A presidential fundraiser is no chicken dinner in a hotel ballroom. It’s a spectacle -- complete with Secret Service agents, motorcycle police escorts and armored vehicles -- that donors won’t soon forget.
“Nothing matches the excitement, the buzz, the entourage factor of a presidential visit,” said Ari Fleischer, Bush’s press secretary. “When you drop a mention of attending that kind of a fundraiser, it credentials you.”
Obama stepped off Air Force One as the sun set behind Mount Rainier in Washington state on Nov. 24 -- a “spectacular sight” as he later told donors. He pointed to the orange-and-pink back-lit mountain as he slid into an armored vehicle with top aide Valerie Jarrett, who was by his side at most of the fundraisers.
The motorcade wound its way to a dense neighborhood near the Seattle Golf & Country Club. Environmental activists hoisting a replica of the Keystone XL pipeline -- a controversial oil transportation project that his administration could soon rule on -- gathered in a knot near the driveway of Thomas Campion’s home.
Obama stayed for about an hour with the 30 donors who’d paid as much as $32,400 to attend the DNC party hosted by Campion, a youth-clothing executive. Afterward, Obama headed to Shirley’s home, where House Minority Leader Nancy Pelosi of California and Washington Governor Jay Inslee joined him.
The next morning, Air Force One headed to San Francisco, where he gave a speech about immigration in the city’s Chinatown before resuming the money push.
About 400 people, some dressed in tuxedos and cocktail dresses despite the 1:30 p.m. hour, awaited Obama at the SFJAZZ Center for a DNC event. They’d paid $500 to $15,000 to be there, the higher prices buying access to presidential handshakes and photographs. Singer Esperanza Spalding entertained the younger crowd.
Obama began his remarks with light ribbing about the independent character of San Franciscans.
“There’ve been at least five protests that I don’t know what they’re protesting,” he said. “That’s sort of par for the course in San Francisco.”

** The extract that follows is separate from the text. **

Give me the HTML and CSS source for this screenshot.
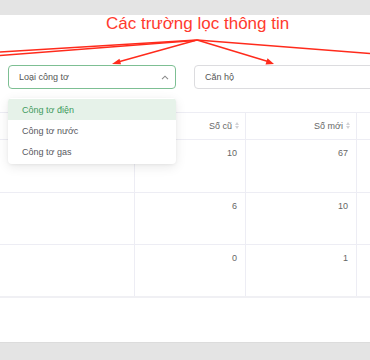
FILE: index.html
```html
<!DOCTYPE html>
<html lang="vi">
<head>
<meta charset="utf-8">
<link rel="stylesheet" href="styles.css">
</head>
<body>
<div class="topbar"></div>
<div class="main">
  <div class="title">Các trường lọc thông tin</div>
  <div class="filters">
    <div class="select active">
      <span>Loại công tơ</span>
      <svg class="chev" width="8" height="5" viewBox="0 0 8 5"><polyline points="1,4.2 4,1.2 7,4.2" fill="none" stroke="#8a8a8a" stroke-width="1.1"/></svg>
    </div>
    <div class="select wide"><span>Căn hộ</span></div>
  </div>
  <div class="table">
    <div class="row head">
      <div class="cell"></div>
      <div class="cell">Số cũ <i class="sort"><b class="up"></b><b class="down"></b></i></div>
      <div class="cell">Số mới <i class="sort"><b class="up"></b><b class="down"></b></i></div>
      <div class="cell"></div>
    </div>
    <div class="row">
      <div class="cell"></div><div class="cell">10</div><div class="cell">67</div><div class="cell"></div>
    </div>
    <div class="row r2">
      <div class="cell"></div><div class="cell">6</div><div class="cell">10</div><div class="cell"></div>
    </div>
    <div class="row last">
      <div class="cell"></div><div class="cell">0</div><div class="cell">1</div><div class="cell"></div>
    </div>
  </div>
  <ul class="dropdown">
    <li class="on">Công tơ điện</li>
    <li>Công tơ nước</li>
    <li>Công tơ gas</li>
  </ul>
  <svg class="arrows" width="370" height="80" viewBox="0 0 370 80">
    <g stroke="#ff2b1c" stroke-width="1.4" fill="none">
      <line x1="197" y1="40" x2="0" y2="52"/>
      <line x1="195" y1="40.5" x2="0" y2="55.5"/>
      <line x1="197" y1="40" x2="118" y2="62"/>
      <line x1="197" y1="40" x2="268" y2="61.5"/>
      <line x1="197" y1="40" x2="370" y2="53.5"/>
    </g>
    <g fill="#ff2b1c">
      <polygon points="112,64 119.5,58.8 121,64.2"/>
      <polygon points="274,64 265.5,64.5 267.5,58.3"/>
    </g>
  </svg>
</div>
<div class="bottombar"></div>
</body>
</html>
```
FILE: styles.css
```css
html, body {
  margin: 0;
  padding: 0;
}
body {
  width: 370px;
  height: 360px;
  overflow: hidden;
  background: #fff;
  font-family: "Liberation Sans", Arial, sans-serif;
}
.topbar {
  height: 15px;
  background: #e4e4e4;
}
.bottombar {
  height: 17px;
  background: #e4e4e4;
  border-top: 1px solid #dcdcdc;
}
.main {
  position: relative;
  height: 327px;
  background: #fff;
  overflow: hidden;
}
.title {
  font-size: 17px;
  line-height: 17px;
  color: #ff3a2e;
  padding-left: 106px;
  white-space: nowrap;
}
.filters {
  display: flex;
  gap: 18px;
  padding: 33px 0 0 8px;
  width: 600px;
}
.select {
  box-sizing: border-box;
  width: 168px;
  height: 24px;
  border: 1px solid #dcdcdf;
  border-radius: 4px;
  display: flex;
  align-items: center;
  justify-content: space-between;
  padding: 0 6px 0 10px;
  font-size: 9px;
  color: #555;
}
.select.wide {
  width: 240px;
}
.select.active {
  border-color: #7dbf93;
}
.chev {
  display: block;
}
.table {
  margin-top: 23px;
  width: 480px;
  border-top: 1px solid #ededf4;
}
.row {
  display: grid;
  grid-template-columns: 135px 111px 111px 111px;
  height: 53px;
  border-bottom: 1px solid #ededf4;
  box-sizing: border-box;
}
.row.head {
  height: 27px;
}
.row.r2 {
  height: 52px;
}
.row.last {
  border-bottom: 2px solid #f0f0f4;
}
.cell {
  border-right: 1px solid #ededf4;
  font-size: 9px;
  color: #666;
  text-align: right;
  padding: 8px 8px 0 0;
  line-height: 10px;
}
.head .cell {
  padding: 8px 6px 0 0;
  display: flex;
  justify-content: flex-end;
  align-items: flex-start;
  gap: 3px;
  color: #666;
}
.sort {
  display: flex;
  flex-direction: column;
  gap: 1px;
  padding-top: 1px;
}
.sort b {
  width: 0;
  height: 0;
  border-left: 2.5px solid transparent;
  border-right: 2.5px solid transparent;
}
.sort .up {
  border-bottom: 3px solid #d2d2d6;
}
.sort .down {
  border-top: 3px solid #d2d2d6;
}
.dropdown {
  position: absolute;
  left: 8px;
  top: 83px;
  width: 168px;
  margin: 0;
  padding: 1px 0 2px 0;
  list-style: none;
  background: #fff;
  border-radius: 4px;
  box-shadow: 0 3px 12px rgba(0, 0, 0, 0.09), 0 1px 3px rgba(0, 0, 0, 0.05);
  overflow: hidden;
}
.dropdown li {
  height: 21px;
  line-height: 22px;
  padding-left: 14px;
  font-size: 9px;
  color: #58585e;
}
.dropdown li.on {
  background: #e6f2e9;
  color: #3f9a5d;
}
.arrows {
  position: absolute;
  left: 0;
  top: -15px;
}
```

Obama had to juggle fundraisers. About the same time, at Marc Benioff’s multi-home complex near the Presidio, 30 people were gathering. This pricier, more exclusive DNC affair, like Campion’s, was off-limits to reporters. Other times reporters were permitted to listen to Obama’s prepared remarks before being whisked out of the room as the president began taking donor questions.
Benioff, the founder of Salesforce.com, has said he doesn’t consider himself a Republican or Democrat. He recently gave money to a political committee for House Speaker John Boehner, an Ohio Republican.

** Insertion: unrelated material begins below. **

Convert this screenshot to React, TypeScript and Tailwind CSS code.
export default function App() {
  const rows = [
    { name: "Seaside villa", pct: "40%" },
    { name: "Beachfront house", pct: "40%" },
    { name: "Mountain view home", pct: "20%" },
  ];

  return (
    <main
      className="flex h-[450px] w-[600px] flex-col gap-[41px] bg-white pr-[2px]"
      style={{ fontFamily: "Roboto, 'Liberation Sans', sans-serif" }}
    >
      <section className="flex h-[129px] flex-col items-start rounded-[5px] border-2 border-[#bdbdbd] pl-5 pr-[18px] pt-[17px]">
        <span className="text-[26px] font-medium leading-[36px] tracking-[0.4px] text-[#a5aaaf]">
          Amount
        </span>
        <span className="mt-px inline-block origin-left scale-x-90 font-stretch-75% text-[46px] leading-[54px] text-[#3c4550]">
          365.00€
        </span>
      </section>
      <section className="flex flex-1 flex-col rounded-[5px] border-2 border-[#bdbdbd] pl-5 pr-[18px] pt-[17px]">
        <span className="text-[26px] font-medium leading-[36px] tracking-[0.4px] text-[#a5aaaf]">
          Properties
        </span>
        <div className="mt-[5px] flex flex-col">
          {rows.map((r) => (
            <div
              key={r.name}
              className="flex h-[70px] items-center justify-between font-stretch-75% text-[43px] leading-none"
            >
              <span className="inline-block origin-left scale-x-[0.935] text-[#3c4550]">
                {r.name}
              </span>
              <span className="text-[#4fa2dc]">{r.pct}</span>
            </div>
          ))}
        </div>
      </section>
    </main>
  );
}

Josh Earnest, a White House spokesman, said Obama’s discussion with the Benioff group covered the same topics donors typically raise -- the troubled healthcare.gov roll-out, immigration legislation, and lack of investment in infrastructure and research.
Obama’s 4 p.m. departure from Benioff’s meant he was halfway done with the day’s fundraising tasks. Air Force One was waiting to ferry the presidential entourage to Los Angeles.
Obama’s 38 fundraisers during his fifth year in office exceed those of Bush, who participated in 17 fundraising events at the same time in his presidency. President Bill Clinton out-performed them both, racking up 77 donor events in his fifth year, said Brendan Doherty, a U.S. Naval Academy political science professor who wrote a book last year on presidential fundraising.
Like Obama, Clinton wanted to resuscitate a debt-ridden DNC after a successful presidential re-election campaign.
“They all take the role of party leader very seriously,” Doherty said.
After the short flight to Los Angeles and a helicopter hop to Beverly Hills, Obama met privately with the family of the Transportation Security Administration officer recently shot to death at Los Angeles International Airport.
Then, his motorcade sped him to the gated community where Hall of Fame basketball player Magic Johnson and his wife, Cookie, live. Even in Beverly Hills, where residents coexist with celebrities, people stood in their driveways to wave to the motorcade and snap photographs and shoot videos with their mobile phones.
White House Valet
Obama slipped inside Johnson’s house to mingle with the guests, including actor Samuel L. Jackson, who’d paid up to $15,000 for presidential access. Others, paying $2,500, could sip wine and cocktails in a white, wedding reception-style tent set up next to Johnson’s mansion. Obama took his place at a podium between U.S. and California flags and spoke for 20 minutes.
Nearby, 120 donors were finishing dinner at entertainment executive Haim Saban’s sprawling property. A heated tent, adorned with mauve fabric and arrangements of pink roses, covered part of the grounds that included some of Saban’s lighted animal-shaped topiary.
Husband-and-wife actors Tom Hanks and Rita Wilson sat closest to the transparent podium. Saban, whose company produced Mighty Morphin Power Rangers and other children’s programs, began his introduction of Obama by saying he and his wife had enjoyed an “intimate” dinner at the White House days earlier. He complained there had been no valet parking -- unlike at his own party, he pointed out -- and offered, jokingly, to underwrite a White House valet service.
The next morning Obama had one more money stop: the Hancock Park Spanish-style home of composer Michael Skloff and Marta Kauffman, who produced the 1990s sit-com “Friends.” The breakfast-time event for the DNC -- which cost as much as $32,400 per person -- drew 30 donors.
That marked Obama’s 21st fundraiser this year for the DNC, which had raised $54.4 million as of October, while the Republican National Committee has pulled in $68 million.
“The president has invested time and energy to support the party,” DNC spokesman Michael Czin said. “He continues to be an incredibly strong draw for us.”